● Required task
Only the lines from the one with "Convert this screenshot" through the one with "const [query, setQuery]", inclusive, should be echoed exactly; pictures are left out.

● Stored records
★ ★ ★ ★ ★ ★ ★

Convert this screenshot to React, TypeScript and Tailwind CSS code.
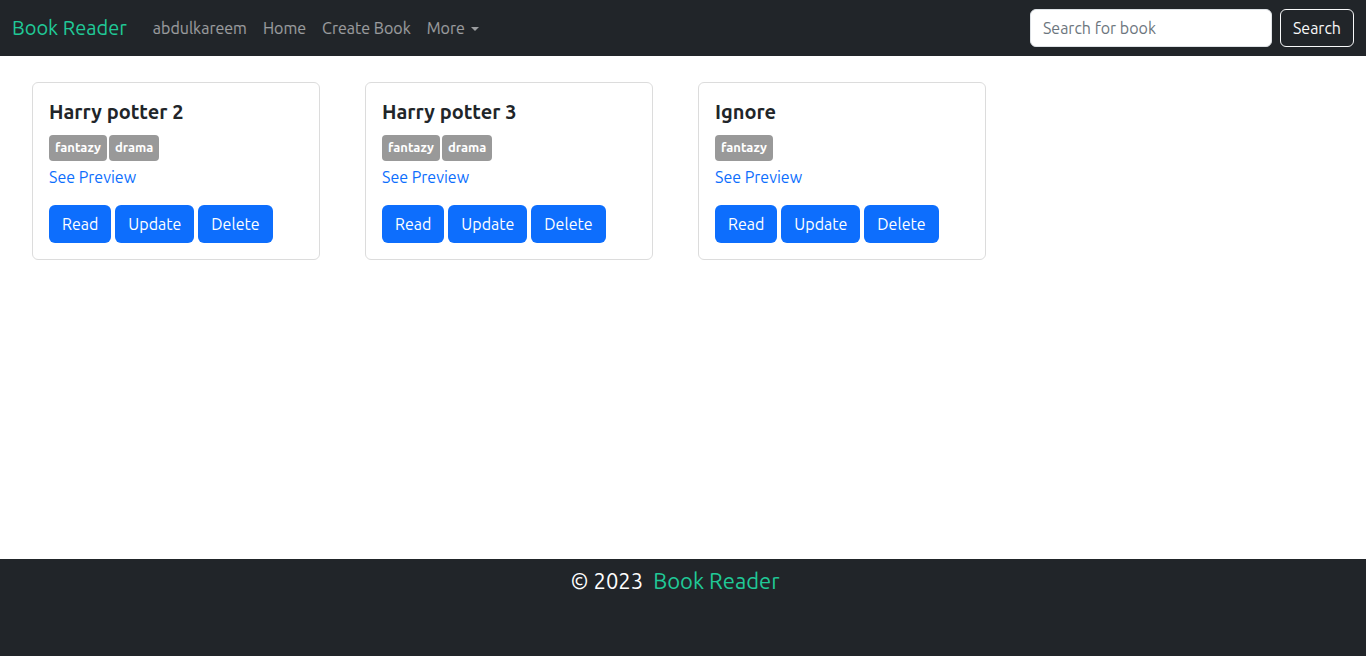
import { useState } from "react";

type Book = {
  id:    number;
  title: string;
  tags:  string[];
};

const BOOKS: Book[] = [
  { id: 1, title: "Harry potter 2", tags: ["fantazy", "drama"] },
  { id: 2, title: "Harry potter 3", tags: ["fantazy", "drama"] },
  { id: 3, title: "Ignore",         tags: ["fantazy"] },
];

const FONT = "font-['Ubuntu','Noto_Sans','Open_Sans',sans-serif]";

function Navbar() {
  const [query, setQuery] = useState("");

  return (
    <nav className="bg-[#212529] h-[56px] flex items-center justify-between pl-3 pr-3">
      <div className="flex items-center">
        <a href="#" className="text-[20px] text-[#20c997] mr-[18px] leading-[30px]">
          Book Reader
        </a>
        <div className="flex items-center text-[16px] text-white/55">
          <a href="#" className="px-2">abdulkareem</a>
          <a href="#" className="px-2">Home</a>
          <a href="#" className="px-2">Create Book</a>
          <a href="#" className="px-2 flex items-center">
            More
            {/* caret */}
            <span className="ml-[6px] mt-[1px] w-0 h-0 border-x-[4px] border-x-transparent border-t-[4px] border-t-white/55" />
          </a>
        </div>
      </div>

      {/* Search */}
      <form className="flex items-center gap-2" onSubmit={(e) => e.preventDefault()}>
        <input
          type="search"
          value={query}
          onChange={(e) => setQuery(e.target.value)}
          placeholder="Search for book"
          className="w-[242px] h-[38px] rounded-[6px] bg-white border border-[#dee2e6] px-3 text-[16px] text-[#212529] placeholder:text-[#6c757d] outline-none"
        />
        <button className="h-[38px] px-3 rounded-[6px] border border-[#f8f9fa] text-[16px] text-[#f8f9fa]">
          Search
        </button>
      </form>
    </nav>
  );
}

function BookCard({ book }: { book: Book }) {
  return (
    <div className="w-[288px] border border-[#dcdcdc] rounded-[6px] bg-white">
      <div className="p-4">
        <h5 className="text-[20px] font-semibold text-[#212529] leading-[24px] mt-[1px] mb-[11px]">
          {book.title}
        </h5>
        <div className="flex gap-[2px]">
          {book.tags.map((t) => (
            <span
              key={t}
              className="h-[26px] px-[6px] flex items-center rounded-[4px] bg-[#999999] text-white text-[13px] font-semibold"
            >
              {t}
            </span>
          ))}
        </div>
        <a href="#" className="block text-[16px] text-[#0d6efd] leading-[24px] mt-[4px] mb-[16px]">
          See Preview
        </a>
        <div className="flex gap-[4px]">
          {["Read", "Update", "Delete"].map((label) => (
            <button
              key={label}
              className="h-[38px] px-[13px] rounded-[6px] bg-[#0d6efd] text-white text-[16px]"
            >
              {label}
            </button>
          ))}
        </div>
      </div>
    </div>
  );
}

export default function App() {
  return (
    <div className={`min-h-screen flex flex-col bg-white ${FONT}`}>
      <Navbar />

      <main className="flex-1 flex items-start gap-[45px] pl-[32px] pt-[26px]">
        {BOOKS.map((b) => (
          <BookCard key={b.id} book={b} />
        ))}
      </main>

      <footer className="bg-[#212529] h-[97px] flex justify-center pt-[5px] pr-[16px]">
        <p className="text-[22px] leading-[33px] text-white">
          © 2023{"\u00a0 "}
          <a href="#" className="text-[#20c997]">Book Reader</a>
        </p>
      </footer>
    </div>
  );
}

★ ★ ★ ★ ★ ★ ★

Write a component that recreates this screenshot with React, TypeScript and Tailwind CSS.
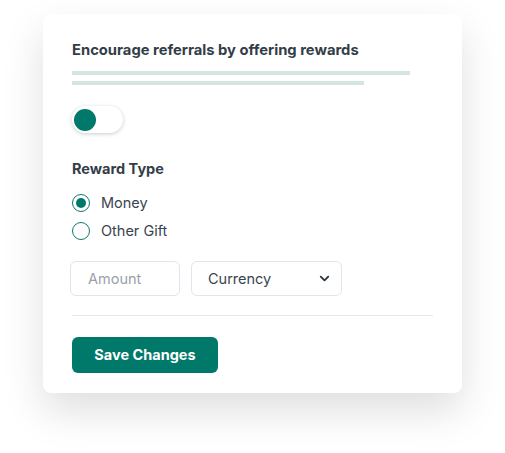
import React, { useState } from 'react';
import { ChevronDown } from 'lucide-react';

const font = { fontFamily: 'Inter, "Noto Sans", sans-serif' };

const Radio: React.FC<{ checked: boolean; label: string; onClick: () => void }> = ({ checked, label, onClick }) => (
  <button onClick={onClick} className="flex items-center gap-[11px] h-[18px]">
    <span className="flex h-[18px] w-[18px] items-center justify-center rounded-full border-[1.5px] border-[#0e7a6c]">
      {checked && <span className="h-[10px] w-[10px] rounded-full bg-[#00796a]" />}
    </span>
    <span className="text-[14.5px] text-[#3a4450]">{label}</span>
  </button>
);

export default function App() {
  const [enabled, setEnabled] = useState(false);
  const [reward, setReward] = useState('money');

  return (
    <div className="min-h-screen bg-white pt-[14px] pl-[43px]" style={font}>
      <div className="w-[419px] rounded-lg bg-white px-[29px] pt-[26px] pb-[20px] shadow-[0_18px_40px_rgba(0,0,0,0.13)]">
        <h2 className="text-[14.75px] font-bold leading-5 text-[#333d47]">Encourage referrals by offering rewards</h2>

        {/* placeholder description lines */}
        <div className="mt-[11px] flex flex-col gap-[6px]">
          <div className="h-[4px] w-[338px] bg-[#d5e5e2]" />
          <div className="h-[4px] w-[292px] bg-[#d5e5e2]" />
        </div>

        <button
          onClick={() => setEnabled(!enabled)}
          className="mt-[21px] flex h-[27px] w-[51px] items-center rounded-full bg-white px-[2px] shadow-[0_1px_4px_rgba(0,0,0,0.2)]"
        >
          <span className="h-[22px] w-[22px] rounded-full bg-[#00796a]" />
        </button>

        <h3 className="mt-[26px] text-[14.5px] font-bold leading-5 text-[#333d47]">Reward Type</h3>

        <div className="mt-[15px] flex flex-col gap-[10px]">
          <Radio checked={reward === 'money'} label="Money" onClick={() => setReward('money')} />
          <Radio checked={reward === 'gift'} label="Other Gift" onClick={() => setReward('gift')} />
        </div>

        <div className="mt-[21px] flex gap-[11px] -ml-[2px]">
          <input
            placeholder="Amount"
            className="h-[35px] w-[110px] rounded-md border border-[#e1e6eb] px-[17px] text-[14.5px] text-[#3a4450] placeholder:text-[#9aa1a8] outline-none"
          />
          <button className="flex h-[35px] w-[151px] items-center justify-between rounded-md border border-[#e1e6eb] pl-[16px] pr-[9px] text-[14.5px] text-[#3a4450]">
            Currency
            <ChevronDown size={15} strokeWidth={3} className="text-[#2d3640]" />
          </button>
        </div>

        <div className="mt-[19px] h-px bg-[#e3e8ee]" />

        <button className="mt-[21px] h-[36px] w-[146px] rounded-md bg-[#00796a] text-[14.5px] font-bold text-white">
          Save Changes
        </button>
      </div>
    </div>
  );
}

★ ★ ★ ★ ★ ★ ★

● Complete answer
Convert this screenshot to React, TypeScript and Tailwind CSS code.
import { useState } from "react";

type Book = {
  id:    number;
  title: string;
  tags:  string[];
};

const BOOKS: Book[] = [
  { id: 1, title: "Harry potter 2", tags: ["fantazy", "drama"] },
  { id: 2, title: "Harry potter 3", tags: ["fantazy", "drama"] },
  { id: 3, title: "Ignore",         tags: ["fantazy"] },
];

const FONT = "font-['Ubuntu','Noto_Sans','Open_Sans',sans-serif]";

function Navbar() {
  const [query, setQuery] = useState("");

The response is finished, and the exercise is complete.